Task goal — Copy out the listing that follows, exact in every word, and skip the images.

Provided material —

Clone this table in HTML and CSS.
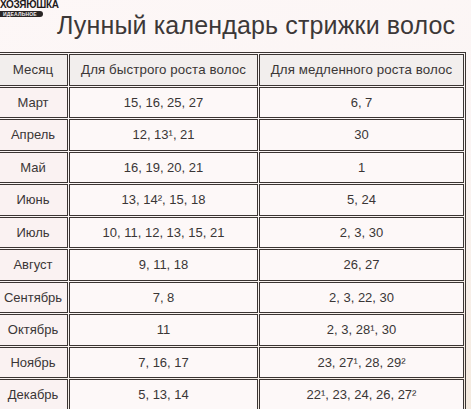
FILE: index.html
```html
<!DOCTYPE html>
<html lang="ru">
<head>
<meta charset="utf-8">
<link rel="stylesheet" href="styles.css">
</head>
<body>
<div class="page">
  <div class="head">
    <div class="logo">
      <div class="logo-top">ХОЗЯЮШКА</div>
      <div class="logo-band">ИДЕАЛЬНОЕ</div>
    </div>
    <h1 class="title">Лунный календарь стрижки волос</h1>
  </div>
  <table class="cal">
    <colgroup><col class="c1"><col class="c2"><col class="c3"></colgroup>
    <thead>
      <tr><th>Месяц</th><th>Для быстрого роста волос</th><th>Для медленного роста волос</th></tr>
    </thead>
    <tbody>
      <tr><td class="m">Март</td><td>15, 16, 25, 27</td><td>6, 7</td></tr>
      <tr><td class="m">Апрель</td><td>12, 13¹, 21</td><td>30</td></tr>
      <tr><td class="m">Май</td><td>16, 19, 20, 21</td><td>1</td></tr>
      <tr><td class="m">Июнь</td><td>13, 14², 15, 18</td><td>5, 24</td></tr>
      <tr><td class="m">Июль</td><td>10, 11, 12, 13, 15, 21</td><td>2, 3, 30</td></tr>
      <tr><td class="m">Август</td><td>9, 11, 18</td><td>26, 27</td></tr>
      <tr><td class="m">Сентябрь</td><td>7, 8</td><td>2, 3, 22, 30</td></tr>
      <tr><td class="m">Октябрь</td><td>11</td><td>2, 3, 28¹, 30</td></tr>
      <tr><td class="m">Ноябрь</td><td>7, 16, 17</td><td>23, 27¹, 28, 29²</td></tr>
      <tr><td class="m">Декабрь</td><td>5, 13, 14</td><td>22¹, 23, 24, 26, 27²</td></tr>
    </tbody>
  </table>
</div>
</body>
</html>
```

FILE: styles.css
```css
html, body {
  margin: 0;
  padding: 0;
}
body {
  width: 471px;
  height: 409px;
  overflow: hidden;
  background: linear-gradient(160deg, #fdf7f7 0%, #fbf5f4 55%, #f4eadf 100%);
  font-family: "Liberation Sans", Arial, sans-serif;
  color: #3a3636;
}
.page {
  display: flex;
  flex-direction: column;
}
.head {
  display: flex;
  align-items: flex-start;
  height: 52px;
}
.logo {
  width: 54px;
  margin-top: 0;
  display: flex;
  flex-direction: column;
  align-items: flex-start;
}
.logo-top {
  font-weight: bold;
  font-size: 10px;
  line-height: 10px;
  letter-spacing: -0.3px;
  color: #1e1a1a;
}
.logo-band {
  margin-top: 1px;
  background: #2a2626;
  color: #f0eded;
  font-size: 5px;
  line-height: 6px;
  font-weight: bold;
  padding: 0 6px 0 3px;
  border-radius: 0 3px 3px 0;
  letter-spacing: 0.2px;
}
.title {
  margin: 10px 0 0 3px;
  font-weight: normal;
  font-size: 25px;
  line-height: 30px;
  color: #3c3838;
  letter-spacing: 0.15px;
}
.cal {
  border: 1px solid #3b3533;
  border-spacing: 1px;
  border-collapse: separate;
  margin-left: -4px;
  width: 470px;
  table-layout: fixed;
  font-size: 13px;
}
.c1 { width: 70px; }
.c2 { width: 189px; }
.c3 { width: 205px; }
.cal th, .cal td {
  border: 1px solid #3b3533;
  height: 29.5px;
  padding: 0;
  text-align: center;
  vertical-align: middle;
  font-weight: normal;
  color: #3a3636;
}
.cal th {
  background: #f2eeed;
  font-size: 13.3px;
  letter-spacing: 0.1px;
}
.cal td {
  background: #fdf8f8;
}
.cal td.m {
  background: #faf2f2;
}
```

Complete answer —
Clone this table in HTML and CSS.
FILE: index.html
```html
<!DOCTYPE html>
<html lang="ru">
<head>
<meta charset="utf-8">
<link rel="stylesheet" href="styles.css">
</head>
<body>
<div class="page">
  <div class="head">
    <div class="logo">
      <div class="logo-top">ХОЗЯЮШКА</div>
      <div class="logo-band">ИДЕАЛЬНОЕ</div>
    </div>
    <h1 class="title">Лунный календарь стрижки волос</h1>
  </div>
  <table class="cal">
    <colgroup><col class="c1"><col class="c2"><col class="c3"></colgroup>
    <thead>
      <tr><th>Месяц</th><th>Для быстрого роста волос</th><th>Для медленного роста волос</th></tr>
    </thead>
    <tbody>
      <tr><td class="m">Март</td><td>15, 16, 25, 27</td><td>6, 7</td></tr>
      <tr><td class="m">Апрель</td><td>12, 13¹, 21</td><td>30</td></tr>
      <tr><td class="m">Май</td><td>16, 19, 20, 21</td><td>1</td></tr>
      <tr><td class="m">Июнь</td><td>13, 14², 15, 18</td><td>5, 24</td></tr>
      <tr><td class="m">Июль</td><td>10, 11, 12, 13, 15, 21</td><td>2, 3, 30</td></tr>
      <tr><td class="m">Август</td><td>9, 11, 18</td><td>26, 27</td></tr>
      <tr><td class="m">Сентябрь</td><td>7, 8</td><td>2, 3, 22, 30</td></tr>
      <tr><td class="m">Октябрь</td><td>11</td><td>2, 3, 28¹, 30</td></tr>
      <tr><td class="m">Ноябрь</td><td>7, 16, 17</td><td>23, 27¹, 28, 29²</td></tr>
      <tr><td class="m">Декабрь</td><td>5, 13, 14</td><td>22¹, 23, 24, 26, 27²</td></tr>
    </tbody>
  </table>
</div>
</body>
</html>
```

FILE: styles.css
```css
html, body {
  margin: 0;
  padding: 0;
}
body {
  width: 471px;
  height: 409px;
  overflow: hidden;
  background: linear-gradient(160deg, #fdf7f7 0%, #fbf5f4 55%, #f4eadf 100%);
  font-family: "Liberation Sans", Arial, sans-serif;
  color: #3a3636;
}
.page {
  display: flex;
  flex-direction: column;
}
.head {
  display: flex;
  align-items: flex-start;
  height: 52px;
}
.logo {
  width: 54px;
  margin-top: 0;
  display: flex;
  flex-direction: column;
  align-items: flex-start;
}
.logo-top {
  font-weight: bold;
  font-size: 10px;
  line-height: 10px;
  letter-spacing: -0.3px;
  color: #1e1a1a;
}
.logo-band {
  margin-top: 1px;
  background: #2a2626;
  color: #f0eded;
  font-size: 5px;
  line-height: 6px;
  font-weight: bold;
  padding: 0 6px 0 3px;
  border-radius: 0 3px 3px 0;
  letter-spacing: 0.2px;
}
.title {
  margin: 10px 0 0 3px;
  font-weight: normal;
  font-size: 25px;
  line-height: 30px;
  color: #3c3838;
  letter-spacing: 0.15px;
}
.cal {
  border: 1px solid #3b3533;
  border-spacing: 1px;
  border-collapse: separate;
  margin-left: -4px;
  width: 470px;
  table-layout: fixed;
  font-size: 13px;
}
.c1 { width: 70px; }
.c2 { width: 189px; }
.c3 { width: 205px; }
.cal th, .cal td {
  border: 1px solid #3b3533;
  height: 29.5px;
  padding: 0;
  text-align: center;
  vertical-align: middle;
  font-weight: normal;
  color: #3a3636;
}
.cal th {
  background: #f2eeed;
  font-size: 13.3px;
  letter-spacing: 0.1px;
}
.cal td {
  background: #fdf8f8;
}
.cal td.m {
  background: #faf2f2;
}
```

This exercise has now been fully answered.